England’s final match of the tour of India marks the departure of a significant contributor to their recent success as Troy Cooley heads Down Under.

Bowling coach Cooley, 40, has switched camps to his native Australia after a three-year stint in which he has overseen England’s much-lauded Test attack.

The former Tasmania paceman underwent his final training session with the tourists today ahead of the first international contest to be staged at the Maharani Usha Raje stadium.

His first involvement with the full England side came ahead of the 2004 tour of the Caribbean, where the firepower of Andrew Flintoff, Steve Harmison, Matthew Hoggard and Simon Jones first came to prominence.

There have been further encouraging signs beyond that quartet this winter with James Anderson rediscovering the form which caused havoc at the start of his England career.

“If you had those five fast bowlers in your camp you would be pretty pleased,” Colley said.

“There are still some good fast bowlers around in the other countries but definitely when they are all firing and combine well they are a formidable attack.

“I am going to have some very fond memories.
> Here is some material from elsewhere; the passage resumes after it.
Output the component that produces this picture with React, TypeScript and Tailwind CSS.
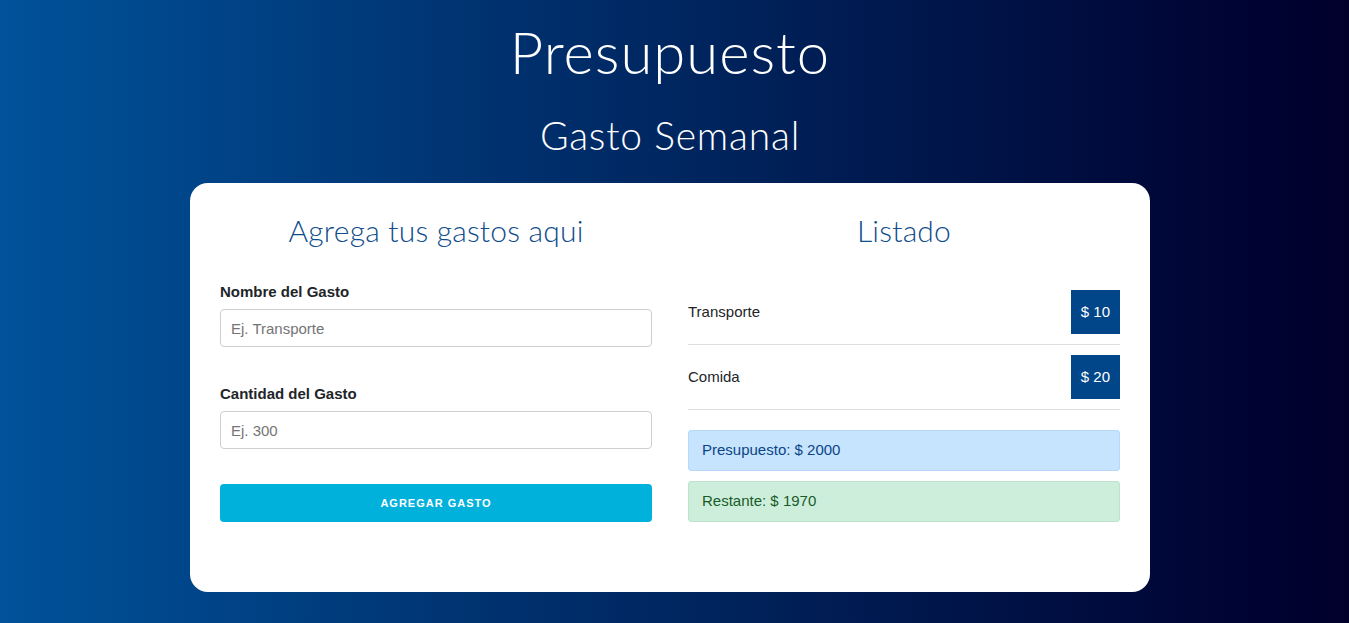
import { FunctionComponent } from "react";

const gastos = [
  { id: 1, nombre: "Transporte", cantidad: 10 },
  { id: 2, nombre: "Comida", cantidad: 20 },
];

const App: FunctionComponent = () => {
  return (
    <div className="min-h-[623px] bg-gradient-to-r from-[#00529a] to-[#00002b] flex flex-col items-center pt-[14px] pb-[31px] pr-[9px] font-['Liberation_Sans',Arial,sans-serif]">
      <h1 className="m-0 text-[58px] leading-[76px] font-light text-white font-['Lato',sans-serif] tracking-[1px]">
        Presupuesto
      </h1>
      <h2 className="mt-[20px] text-[39px] leading-[50px] font-light text-white font-['Lato',sans-serif] tracking-[0.8px]">
        Gasto Semanal
      </h2>
      <div className="mt-[23px] w-[960px] bg-white rounded-[18px] px-[30px] pt-[27px] pb-[70px] grid grid-cols-2 gap-[36px]">
        <div className="flex flex-col">
          <h3 className="text-center text-[30px] leading-[40px] font-light text-[#0e4c8c] font-['Lato',sans-serif] tracking-[0.2px]">
            Agrega tus gastos aqui
          </h3>
          <form className="mt-[33px] flex flex-col">
            <label className="text-[15px] font-bold text-[#212529] leading-[18px]">Nombre del Gasto</label>
            <input
              type="text"
              placeholder="Ej. Transporte"
              className="mt-[8px] h-[38px] w-full px-[10px] rounded-[4px] border border-[#cfcfcf] text-[15px] text-[#495057] placeholder:text-[#757575] outline-none"
            />
            <label className="mt-[38px] text-[15px] font-bold text-[#212529] leading-[18px]">Cantidad del Gasto</label>
            <input
              type="number"
              placeholder="Ej. 300"
              className="mt-[8px] h-[38px] w-full px-[10px] rounded-[4px] border border-[#cfcfcf] text-[15px] text-[#495057] placeholder:text-[#757575] outline-none"
            />
            <button
              type="button"
              className="mt-[35px] h-[38px] w-full rounded-[4px] bg-[#00b1dc] text-white text-[11px] font-bold tracking-[1px] uppercase"
            >
              Agregar Gasto
            </button>
          </form>
        </div>
        <div className="flex flex-col">
          <h3 className="text-center text-[30px] leading-[40px] font-light text-[#0e4c8c] font-['Lato',sans-serif] tracking-[0.2px]">
            Listado
          </h3>
          <ul className="mt-[30px]">
            {gastos.map((g) => (
              <li key={g.id} className="flex items-center justify-between py-[10px] border-b border-[#dedede]">
                <span className="text-[15px] text-[#212529]">{g.nombre}</span>
                <span className="h-[44px] px-[10px] flex items-center bg-[#02468a] text-white text-[15px]">$ {g.cantidad}</span>
              </li>
            ))}
          </ul>
          <div className="mt-[20px] h-[41px] px-[13px] flex items-center rounded-[3px] bg-[#c6e4fd] border border-[#b5d8fb] text-[#0b4486] text-[15px]">
            Presupuesto: $ 2000
          </div>
          <div className="mt-[10px] h-[41px] px-[13px] flex items-center rounded-[3px] bg-[#cdeedb] border border-[#bde3cb] text-[#195c2a] text-[15px]">
            Restante: $ 1970
          </div>
        </div>
      </div>
    </div>
  );
};

export default App;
Some great things have been achieved from this group of bowlers, of which I am very proud.

Troy Cooley

Troy Cooley's work has been integral to England's success © Getty Images

"When I first came over they were a good group of bowlers with good skills and to see those develop along the way has been very exciting for me.”

Cooley was credited as the technician behind England’s use of reverse swing in last summer’s Ashes win when Flintoff and Jones, in particular, prospered against the Australians.

He has also witnessed some extraordinary individual efforts such as Hoggard’s 12-wicket match haul in Johannesburg and Harmison’s seven for 12 which decimated West Indies on their home soil.

“They all have their own unique qualities. I would hate to single any one of them out because as a unit they work very well,” said Cooley.

“The one performance would be what Harmison did in Jamaica when he took that seven-for.

“It was something outstanding and you don’t see that too often, so that will definitely stick in the memory.”

Cooley takes up his new post of overseeing Australia’s bowling programme in a fortnight.

One of his roles will be to work alongside Brett Lee, Glenn McGrath, Shane Warne and co ahead of the Ashes return, but his main goal will be to create a stronger pool of back-up bowlers.

Kevin Shine & Troy Cooley

Cooley (right) oversees his successor Kevin Shine in India © Getty Images

“Having set up the English system for nurturing fast-bowling talent at Loughborough, Cooley has passed the baton to former Somerset coach Kevin Shine - both have been on duty for this current one-day series.

I’m very privileged to come into a unit working so well and with foundations firmly in place,” said Shine. “But you are always looking to improve what is already in place.

“We have some good youngsters coming through and a major part of my job is to get that next generation ready as quickly as possible. We need to make sure we have a conveyor belt for years to come.

“Troy has left it in a pretty healthy state, I have to say thank you to him for that.”

Shine has worked alongside Cooley for the past couple of years so has a good knowledge of the programmes given to individuals.

A well-travelled former fast bowler who served Hampshire, Middlesex and Somerset, he also has experience of the ups and downs involved.

“Obviously with the tactical and mental side of things I have gone through some issues when I was a county bowler,” Shine said.

“And I hope I can help guys out when they are having tough times and also stabilise them when they are having their good times.”